95 Subsequently, this exchange occurred:
MR McGOVERN: And what I want to suggest to you is that you were able to effect a transfer of funds from Normandy Asia to Advant Proprietary Limited, simply by telling Mr Yunus that you wanted the money transferred. You didn't have to do more than that, I'm suggesting?
MR TOWNSING: No. I don't think that's the case.
MR McGOVERN: Right. And I want to suggest to you that you didn't need to have any loan agreement in a written form in place as between Advant Proprietary Limited and Normandy Asia before you could effect a transfer of funds from Normandy Asia to Advant Proprietary Limited; isn't that the case?

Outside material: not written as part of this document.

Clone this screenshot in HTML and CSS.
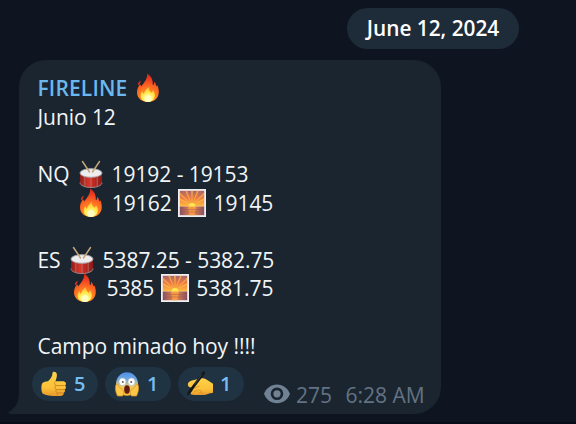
FILE: index.html
```
<!DOCTYPE html>
<html lang="en">
<head>
<meta charset="utf-8">
<title>Fireline</title>
<link rel="stylesheet" href="styles.css">
</head>
<body>
<svg class="defs" aria-hidden="true">
  <defs>
    <radialGradient id="flame" cx="14" cy="25" r="24" gradientUnits="userSpaceOnUse">
      <stop offset="0" stop-color="#ff9d20"/><stop offset=".4" stop-color="#ff7921"/><stop offset=".7" stop-color="#f44724"/><stop offset="1" stop-color="#d92318"/>
    </radialGradient>
    <radialGradient id="core" cx="14" cy="26" r="12" gradientUnits="userSpaceOnUse">
      <stop offset="0" stop-color="#fffed0"/><stop offset=".5" stop-color="#ffec50"/><stop offset="1" stop-color="#ffac30"/>
    </radialGradient>
    <linearGradient id="shell"><stop offset="0" stop-color="#8e1d19"/><stop offset=".4" stop-color="#d93529"/><stop offset="1" stop-color="#8b1a17"/></linearGradient>
    <linearGradient id="sky" x2="0" y2="1"><stop offset="0" stop-color="#a8666c"/><stop offset=".45" stop-color="#ed7944"/><stop offset="1" stop-color="#ffbd3e"/></linearGradient>
    <linearGradient id="sea"><stop offset="0" stop-color="#855064"/><stop offset=".5" stop-color="#ed8a46"/><stop offset="1" stop-color="#855064"/></linearGradient>
    <linearGradient id="skin" x2="0" y2="1"><stop offset="0" stop-color="#ffd24b"/><stop offset=".65" stop-color="#fbc138"/><stop offset="1" stop-color="#e99a2c"/></linearGradient>
    <linearGradient id="fear" x2="0" y2="1"><stop offset="0" stop-color="#4c8fe6"/><stop offset=".3" stop-color="#70a9e4"/><stop offset=".6" stop-color="#f1cc63"/><stop offset="1" stop-color="#f5b431"/></linearGradient>
    <symbol id="fire" viewBox="0 0 28 30">
      <path fill="url(#flame)" d="M13.200.5c3.200 2 5.300 5 5.500 8.400.1 1.400-.1 2.500.3 3.300.8-.3 1.200-2 1.200-3.500 1.500 1.300 1.900 3 2.300 4.600.5-.2.8-.6 1-1.100 1.300 3.300 1.800 7 .8 10.100-1.300 4.100-5 6.700-10.300 6.700-6.300 0-10.800-3.700-11-9.200-.1-3.600 1.200-6.300 3-8.800.5 1 .7 1.800 1.300 2.300 2.500-3.200 6.200-7 5.900-12.800z"/>
      <path fill="#e52f20" d="M6.700 7.500c-2 1.500-3.300 3-2.700 4.800.9-.3 2.600-1.700 2.700-4.800z"/>
      <path fill="url(#core)" d="M14.600 14c.1 2.500 1.200 4 3 5.700.7-.7 1.200-1.600 1.200-2.700 2.300 3 2.800 6 1.300 8.400-1.300 2.300-3.500 3.400-6 3.400-4.300 0-7.200-2.300-7.500-5.600-.1-2.200.8-3.900 1.900-5.200.2 1.200.7 2.300 1.500 2.900.1-2.700 2.300-4.500 4.600-6.900z"/>
      <ellipse cx="14" cy="25.500" rx="3.500" ry="3.600" fill="#fffec0"/>
    </symbol>
    <symbol id="drum" viewBox="0 0 28 30">
      <path fill="url(#shell)" d="M3 14v9.500c0 3 5 5 11 5s11-2 11-5V14z"/>
      <path fill="none" stroke="#b7a7a5" stroke-width=".5" d="M7.800 17v10M14 18v10M20.200 17v10"/>
      <path fill="none" stroke="#9e8588" stroke-width="1" d="M3 23.500c0 3 5 5 11 5s11-2 11-5"/>
      <ellipse cx="14" cy="14" rx="11" ry="4.300" fill="#eeeef0" stroke="#aaa4a8" stroke-width="1"/>
      <path stroke="#c3a579" stroke-width="1.500" stroke-linecap="round" d="M5.500 2.500l7 10.500M22.500 2.500l-7 10.500"/>
    </symbol>
    <symbol id="sunrise" viewBox="0 0 28 28">
      <path fill="#f1eef2" d="M0 0h28v28H0z"/>
      <path fill="url(#sky)" d="M1.800 1.800h24.400v15.700H1.800z"/>
      <path fill="#ffc24a" opacity=".65" d="M14 16L1.800 9v2.300zM14 16L1.800 3.500V5.800zM14 16L7 1.800h2zM14 16L13 1.800h2zM14 16L19 1.800h2zM14 16L26.200 3.500v2.300zM14 16L26.200 9v2.300z"/>
      <path fill="url(#sea)" d="M1.800 17.500h24.400v8.700H1.800z"/>
      <path fill="#f49a44" d="M10 17.500h8l-1.500 8.700h-5z"/>
      <path stroke="#a75853" stroke-width=".7" opacity=".7" d="M2 20.500h24M2 23h24"/>
      <path fill="#ffe74f" d="M10.500 17.600a3.500 3.600 0 0 1 7 0z"/>
    </symbol>
  </defs>
</svg>
<main class="chat">
  <div class="date">June 12, 2024</div>
  <article class="bubble">
    <svg class="tail" viewBox="0 0 12 22"><path d="M12 0H11C11 10 8 16 .5 20Q0 21 2 22H12z"/></svg>
    <div class="line"><span class="name">FIRELINE</span> <svg class="emoji"><use href="#fire"/></svg></div>
    <div class="line">Junio 12</div>
    <div class="line"></div>
    <div class="line">NQ <svg class="emoji"><use href="#drum"/></svg> 19192 - 19153</div>
    <div class="line">       <svg class="emoji"><use href="#fire"/></svg> 19162 <svg class="emoji sun"><use href="#sunrise"/></svg> 19145</div>
    <div class="line"></div>
    <div class="line">ES <svg class="emoji"><use href="#drum"/></svg> 5387.25 - 5382.75</div>
    <div class="line">      <svg class="emoji"><use href="#fire"/></svg> 5385 <svg class="emoji sun"><use href="#sunrise"/></svg> 5381.75</div>
    <div class="line"></div>
    <div class="line">Campo minado hoy !!!!</div>
    <footer class="footer">
      <div class="reaction">
        <svg class="face" viewBox="0 0 26 26"><path fill="url(#skin)" d="M1 12.500c1.500-1.500 4-2 6-2.200C9.500 8 11.500 5.500 11.500 2c.2-2 3.800-1.600 4.300 1 .4 2.400-.4 4.500-1.300 7.200h7c3.400 0 4.500 2.600 2.500 4.300 1.500 1.500 1.200 3-.4 4 .8 1.500.3 2.800-1 3.300.6 1.800-.7 3.200-3.600 3.200h-6.500C8 25 4 24 1.500 22.500 0 20 .1 15 1 12.500z"/><path fill="none" stroke="#c88121" stroke-width=".9" d="M14.500 10.500c-1.500 1.200-1.400 3.200.5 4h8.500M14.800 14.600c-1.300 1.600-.8 3.200.6 4h8M15.400 18.700c-1 1.600-.3 2.800.9 3.200h6M16.300 22c-.7 1.200 0 2 1 2.600"/></svg>
        <span>5</span>
      </div>
      <div class="reaction">
        <svg class="face" viewBox="0 0 26 26"><ellipse cx="13" cy="13" rx="11" ry="11.800" fill="url(#fear)"/><g fill="#fff" stroke="#9caaae" stroke-width=".6"><ellipse cx="8.500" cy="10.800" rx="3.600" ry="3.900"/><ellipse cx="17.500" cy="10.800" rx="3.600" ry="3.900"/></g><g fill="#675b50"><circle cx="8.800" cy="11" r="1"/><circle cx="17.200" cy="11" r="1"/></g><ellipse cx="13" cy="18.500" rx="2.800" ry="4.200" fill="#5e1b0e"/><path fill="#fdc847" stroke="#d99127" stroke-width=".7" d="M2 13.500c1.400-1 2.300.3 2.600 2l3.900 3c1.700 1.700 1.200 4 .2 6.500H3.500C1.500 21 .8 17 2 13.500zM24 13.500c-1.400-1-2.300.3-2.600 2l-3.900 3c-1.700 1.700-1.200 4-.2 6.500h5.200c2-4 2.700-8 1.500-11.500z"/></svg>
        <span>1</span>
      </div>
      <div class="reaction">
        <svg class="face" viewBox="0 0 26 26"><path fill="url(#skin)" d="M1 12.500C1.500 10.500 4 9.500 7 9l6-1.500c4-.9 6 .2 8 2l5 3.300c.5 3.200.3 6.500-.3 9.200-3.700 0-5.700 2-9.700 2H7c-3 0-4.500-1.500-3-3.500l3-3.200-3.500-.8C1.500 16 .5 14.500 1 12.500z"/><path fill="none" stroke="#d98d2a" stroke-width=".8" d="M6.500 17.500l6-2.500M7 20.500l4.500-1.500c2 0 3 1 2.500 2.300M11.500 23c1-1.500 3-1.500 4.500-.4"/><path stroke="#141719" stroke-width="2.800" stroke-linecap="round" d="M16.700 1.800L4.200 18.500"/><path fill="#141719" d="M3 17.500l2.600 2-2.600 3.300-3 2 .8-3.600z"/><path stroke="#5c6265" stroke-width=".6" d="M14.700 3.500L7.500 13.500"/></svg>
        <span>1</span>
      </div>
      <div class="meta">
        <svg class="eye" viewBox="0 0 26 20"><path fill-rule="evenodd" d="M13 .5C19 .5 24 4.500 26 9.800 24 15.500 19 19.300 13 19.300S2 15.500 0 9.800C2 4.500 7 .5 13 .5zm0 3a6.300 6.300 0 1 0 0 12.600 6.300 6.300 0 0 0 0-12.600z"/><circle cx="13" cy="9.800" r="3.600"/></svg>
        <span class="views">275</span>
        <time>6:28 AM</time>
      </div>
    </footer>
  </article>
</main>
</body>
</html>
```
FILE: styles.css
```
* { box-sizing: border-box; }
body {
  margin: 0;
  background: #0e1520;
  color: #f2f5f7;
  font: 21px/28.650px "Open Sans", "Noto Sans", sans-serif;
}
.defs { position: absolute; width: 0; height: 0; }
.chat {
  height: 424px;
  padding: 8px 0 0 19px;
  overflow: hidden;
  border-bottom: 2px solid #080e19;
}
.date {
  width: 172px;
  height: 41px;
  margin: 0 0 11px 328px;
  border-radius: 21px;
  background: #1e2b38;
  color: #fff;
  font-weight: 600;
  font-size: 20.800px;
  line-height: 41px;
  text-align: center;
}
.bubble {
  position: relative;
  width: 422px;
  height: 354px;
  padding: 14px 16px 0 18.500px;
  border-radius: 27px 27px 27px 0;
  background: #1a2530;
}
.tail {
  position: absolute;
  left: -11px;
  bottom: 0;
  width: 12px;
  height: 22px;
  fill: #1a2530;
}
.line { height: 28.650px; white-space: pre; letter-spacing: -0.060px; }
.name { color: #6ab8ee; font-weight: 600; font-size: 21px; letter-spacing: 0.150px; line-height: 1; }
.emoji {
  width: 28px;
  height: 30px;
  margin: -4px 1.600px;
  vertical-align: -3px;
}
.sun { height: 28px; margin: -4px 2.200px -4px 1px; vertical-align: -2px; }
.footer { display: flex; gap: 7px; margin: 7px 0 0 -5.500px; }
.reaction {
  display: flex;
  align-items: center;
  gap: 7px;
  width: 66px;
  height: 34px;
  padding-left: 9px;
  border-radius: 17px;
  background: #203342;
  color: #75bcf2;
  font-weight: 600;
  font-size: 20px;
}
.face { width: 26px; height: 26px; }
.meta {
  display: flex;
  align-items: center;
  height: 34px;
  margin: 11px 0 0 13px;
  color: #637383;
  white-space: nowrap;
}
.eye { width: 26px; height: 20px; margin: -3px 6px 0 0; fill: #718294; }
.views { margin-right: 13.500px; }
```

MR TOWNSING: A written agreement, that appears to be the case.
MR McGOVERN: Right?
MR TOWNSING: But verbally, that's not the case.
…
MR McGOVERN: But just setting aside the agreement itself, this written document itself, I asked you to point to anything that you indicated represented the agreement or, in effect, the agreement between Normandy Asia and Advant, and you pointed to paragraph 98 of your affidavit, your first affidavit, didn't you?
MR TOWNSING: Yes, with the correction 2001.
MR McGOVERN: Right. But there's no reference in paragraph 98 to any discussion between you and Mr Yunus pursuant to which it was agreed that there would be a faculty limit of $650,000, is there? There's just nothing in the affidavit about that at all?
MR TOWNSING: I will take it that there's not.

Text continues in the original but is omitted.